Bob’s another sweet observation related to an incident with his Daughter. He described how when she was asked to sketch a cat, the figure resembled just any child’s scribble, while when she was asked  to dig a cat figure out of earth and Bob tried casting that mould, he could get amazingly close to real features of the cat. This is another thing that set Bob thinking on our perceptions of space.

Technical challenges and adhoc solutions are integral part of any installation. In Bob’s case the installation is supported by around 8 stubs of coconut trees buried in the ground to support the concrete mass balanced at an angle. When asked about covering up the concrete with earth, Bob averred saying that he did not want to deceive his Viewers, reflecting certain ethics at work, for us to ponder over.

Miller S Puckette

Miller, a mathematician by training had an installation of sounds, where he reconstructed a varied and diverse range sounds from simple sinusoids on his computer through a software he had designed. You had to feed the software certain inputs and produced a host of sounds.

It was interesting that Miller’s presentation followed, after the stage had been set by a very moved Kabir Mohanthy recounting the valiant effort of Zia Mohiuddin Dagar (14 March 1929 – 28 September 1990) in reconstructing the Rudra Veena over a period of eight years and how it was not being talked about by the informed public. ( this valorising struck me as being romantic, add to this Kabir's tendency to preface even his briefest observation with an unrelated anecdote or incident. For instance this talk about Dagar was appended by quite an elaborate recounting of his tryst with Muhammad Yunus)

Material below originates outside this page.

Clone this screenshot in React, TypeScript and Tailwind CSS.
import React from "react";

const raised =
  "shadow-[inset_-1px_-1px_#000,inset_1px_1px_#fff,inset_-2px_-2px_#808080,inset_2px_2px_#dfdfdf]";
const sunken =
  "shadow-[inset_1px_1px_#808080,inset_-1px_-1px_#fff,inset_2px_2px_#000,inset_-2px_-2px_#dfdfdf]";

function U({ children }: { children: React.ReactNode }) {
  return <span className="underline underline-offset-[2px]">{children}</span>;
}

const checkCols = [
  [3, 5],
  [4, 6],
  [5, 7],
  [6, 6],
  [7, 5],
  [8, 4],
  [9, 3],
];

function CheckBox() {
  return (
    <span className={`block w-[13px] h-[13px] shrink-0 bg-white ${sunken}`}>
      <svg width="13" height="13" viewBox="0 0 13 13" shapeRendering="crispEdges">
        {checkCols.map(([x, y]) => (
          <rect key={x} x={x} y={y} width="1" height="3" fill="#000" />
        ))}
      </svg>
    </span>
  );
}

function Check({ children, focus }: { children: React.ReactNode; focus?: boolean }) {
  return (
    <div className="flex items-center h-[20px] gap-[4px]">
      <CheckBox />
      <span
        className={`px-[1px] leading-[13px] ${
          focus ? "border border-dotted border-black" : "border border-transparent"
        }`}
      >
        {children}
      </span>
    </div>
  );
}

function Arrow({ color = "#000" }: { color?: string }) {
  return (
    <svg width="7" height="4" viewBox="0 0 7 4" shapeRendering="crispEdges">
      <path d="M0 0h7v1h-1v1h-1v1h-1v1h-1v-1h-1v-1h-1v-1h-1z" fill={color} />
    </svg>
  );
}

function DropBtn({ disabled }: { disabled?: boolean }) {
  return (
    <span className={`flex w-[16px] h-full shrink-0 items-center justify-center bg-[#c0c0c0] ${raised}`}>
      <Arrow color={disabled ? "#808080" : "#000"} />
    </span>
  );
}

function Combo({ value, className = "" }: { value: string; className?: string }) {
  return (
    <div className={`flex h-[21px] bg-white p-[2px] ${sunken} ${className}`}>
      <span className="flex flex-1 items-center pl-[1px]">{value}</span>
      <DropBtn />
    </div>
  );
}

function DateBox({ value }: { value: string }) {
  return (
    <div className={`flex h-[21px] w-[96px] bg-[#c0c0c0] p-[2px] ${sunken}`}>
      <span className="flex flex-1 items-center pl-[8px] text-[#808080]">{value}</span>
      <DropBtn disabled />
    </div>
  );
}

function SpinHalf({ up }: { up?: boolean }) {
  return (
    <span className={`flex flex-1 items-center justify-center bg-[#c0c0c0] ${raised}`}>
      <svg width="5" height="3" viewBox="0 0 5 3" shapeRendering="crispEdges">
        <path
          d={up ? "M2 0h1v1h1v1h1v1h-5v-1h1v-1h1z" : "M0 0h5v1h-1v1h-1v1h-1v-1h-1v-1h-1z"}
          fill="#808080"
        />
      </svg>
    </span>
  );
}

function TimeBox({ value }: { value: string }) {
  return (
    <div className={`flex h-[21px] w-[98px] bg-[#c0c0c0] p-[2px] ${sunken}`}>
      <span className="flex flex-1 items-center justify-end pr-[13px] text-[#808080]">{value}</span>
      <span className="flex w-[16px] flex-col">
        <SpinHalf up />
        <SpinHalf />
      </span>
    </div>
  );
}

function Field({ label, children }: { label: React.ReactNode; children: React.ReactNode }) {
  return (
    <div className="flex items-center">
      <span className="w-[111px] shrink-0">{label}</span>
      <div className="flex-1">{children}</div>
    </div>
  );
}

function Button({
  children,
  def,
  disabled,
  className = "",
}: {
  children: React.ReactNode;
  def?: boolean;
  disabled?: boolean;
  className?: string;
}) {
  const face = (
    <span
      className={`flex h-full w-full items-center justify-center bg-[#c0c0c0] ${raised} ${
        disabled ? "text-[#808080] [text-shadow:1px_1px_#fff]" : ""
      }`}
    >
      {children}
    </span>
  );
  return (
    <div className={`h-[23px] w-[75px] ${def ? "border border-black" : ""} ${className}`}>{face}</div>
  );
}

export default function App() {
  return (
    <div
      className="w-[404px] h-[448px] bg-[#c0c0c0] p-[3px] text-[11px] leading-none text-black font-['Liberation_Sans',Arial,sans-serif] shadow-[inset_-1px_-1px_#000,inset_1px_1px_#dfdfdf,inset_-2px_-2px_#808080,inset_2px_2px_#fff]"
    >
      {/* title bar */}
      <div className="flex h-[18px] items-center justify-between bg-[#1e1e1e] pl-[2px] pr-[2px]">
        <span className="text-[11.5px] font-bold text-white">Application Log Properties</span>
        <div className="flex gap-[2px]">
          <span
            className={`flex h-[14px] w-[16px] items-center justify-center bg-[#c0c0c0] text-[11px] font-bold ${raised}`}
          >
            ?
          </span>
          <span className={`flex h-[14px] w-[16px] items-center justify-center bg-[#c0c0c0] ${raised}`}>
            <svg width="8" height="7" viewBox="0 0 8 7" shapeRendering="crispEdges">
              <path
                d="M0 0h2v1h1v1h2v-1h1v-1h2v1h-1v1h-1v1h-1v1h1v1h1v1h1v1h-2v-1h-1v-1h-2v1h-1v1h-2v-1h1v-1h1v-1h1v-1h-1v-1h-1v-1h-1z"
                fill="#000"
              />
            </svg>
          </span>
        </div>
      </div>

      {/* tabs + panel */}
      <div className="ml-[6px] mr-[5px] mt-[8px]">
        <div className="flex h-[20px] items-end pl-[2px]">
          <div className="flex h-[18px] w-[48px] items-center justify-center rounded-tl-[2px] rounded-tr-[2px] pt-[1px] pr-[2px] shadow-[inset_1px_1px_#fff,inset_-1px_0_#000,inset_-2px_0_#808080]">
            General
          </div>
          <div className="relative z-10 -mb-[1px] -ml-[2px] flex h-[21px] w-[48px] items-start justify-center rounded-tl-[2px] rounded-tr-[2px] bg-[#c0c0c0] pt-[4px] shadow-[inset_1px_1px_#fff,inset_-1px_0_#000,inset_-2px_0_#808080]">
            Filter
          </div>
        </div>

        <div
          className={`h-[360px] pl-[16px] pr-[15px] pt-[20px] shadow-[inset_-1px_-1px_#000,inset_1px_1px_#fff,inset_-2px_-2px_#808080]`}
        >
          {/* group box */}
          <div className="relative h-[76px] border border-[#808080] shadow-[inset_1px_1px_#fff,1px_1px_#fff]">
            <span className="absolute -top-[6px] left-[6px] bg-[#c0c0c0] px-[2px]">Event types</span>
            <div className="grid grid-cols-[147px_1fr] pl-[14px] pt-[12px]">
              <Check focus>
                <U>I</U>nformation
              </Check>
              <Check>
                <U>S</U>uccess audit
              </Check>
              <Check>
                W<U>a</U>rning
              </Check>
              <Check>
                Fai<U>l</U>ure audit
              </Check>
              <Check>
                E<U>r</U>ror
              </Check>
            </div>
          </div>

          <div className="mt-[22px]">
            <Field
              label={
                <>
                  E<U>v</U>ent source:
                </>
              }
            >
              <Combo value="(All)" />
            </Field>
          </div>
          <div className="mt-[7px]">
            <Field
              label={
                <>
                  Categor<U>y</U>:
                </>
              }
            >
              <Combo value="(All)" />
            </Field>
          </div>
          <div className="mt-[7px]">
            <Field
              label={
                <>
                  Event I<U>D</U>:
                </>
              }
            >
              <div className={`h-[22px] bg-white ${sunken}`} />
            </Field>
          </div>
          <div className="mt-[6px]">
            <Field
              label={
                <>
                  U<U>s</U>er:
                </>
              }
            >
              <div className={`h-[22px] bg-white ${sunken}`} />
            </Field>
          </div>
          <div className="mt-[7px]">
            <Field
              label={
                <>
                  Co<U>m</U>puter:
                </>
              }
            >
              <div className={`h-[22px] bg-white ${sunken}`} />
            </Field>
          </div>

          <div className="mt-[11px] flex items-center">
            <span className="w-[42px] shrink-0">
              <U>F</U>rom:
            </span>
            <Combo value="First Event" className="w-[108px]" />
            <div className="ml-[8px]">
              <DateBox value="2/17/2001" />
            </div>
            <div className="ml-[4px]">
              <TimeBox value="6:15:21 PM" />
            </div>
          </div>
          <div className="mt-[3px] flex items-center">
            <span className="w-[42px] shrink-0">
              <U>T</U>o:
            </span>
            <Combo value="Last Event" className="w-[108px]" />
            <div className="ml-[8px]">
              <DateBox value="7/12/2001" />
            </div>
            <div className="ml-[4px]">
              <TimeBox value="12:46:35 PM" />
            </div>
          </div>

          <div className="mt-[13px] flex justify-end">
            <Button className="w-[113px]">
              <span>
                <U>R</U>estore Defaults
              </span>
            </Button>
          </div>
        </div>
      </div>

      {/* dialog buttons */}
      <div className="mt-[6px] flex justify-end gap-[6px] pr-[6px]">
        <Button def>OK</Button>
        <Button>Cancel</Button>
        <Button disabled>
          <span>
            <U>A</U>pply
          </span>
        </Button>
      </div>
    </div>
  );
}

It was even more interesting to contrast Dagar's effort and the possibilities of reproducing the sound of the rudra veena through MSP's software, in the context of a movie on Tim's Vermeer, we had earlier watched, where in an uninitiated Tim goes on to reproduce a classic Vermeer Painting armed with nothing but a bunch of scientific techniques, temperament and perseverance.


While interacting with us it was interesting when Miller was asked about his views on  copyright issues, Miller surmised that he was okay with people being asked to pay for a live performance to cover the expenses involved, but for what can be copied and reproduced, he thought not fair to pay for. 


Gary Hill

Gary Hill is a video artist. He broke many grounds in the course of his very open discussion about his art with us. It was very instructive when he revealed that a video artist, unlike a film maker, doesn't think in terms of images. He thinks in terms of ideas, quite clearly demonstarted in his video titled 'meditations'.

Gary Hill's videos are marked by a poignant and disruptive use of language and text, demonstrated by his use of the text ' for everything which is visible is a copy of that which is hidden' in his work Frustrum and the performative and interactive work of Withershins wherein he takes language, gender and biblical constructs. 

Gary was eloquent about sharing his inspirations in Robert morris'  Box with the Sound of Its Own Making and the creation of Klein Bottle with the image of its own making. The creation of another work inspired by Tony Conrad'sFilm Feedback.

While i was curious about his Literary influences, Gary identified with the writings of Maurice Blanchot and Paul Ryan's Video mind Earth mind.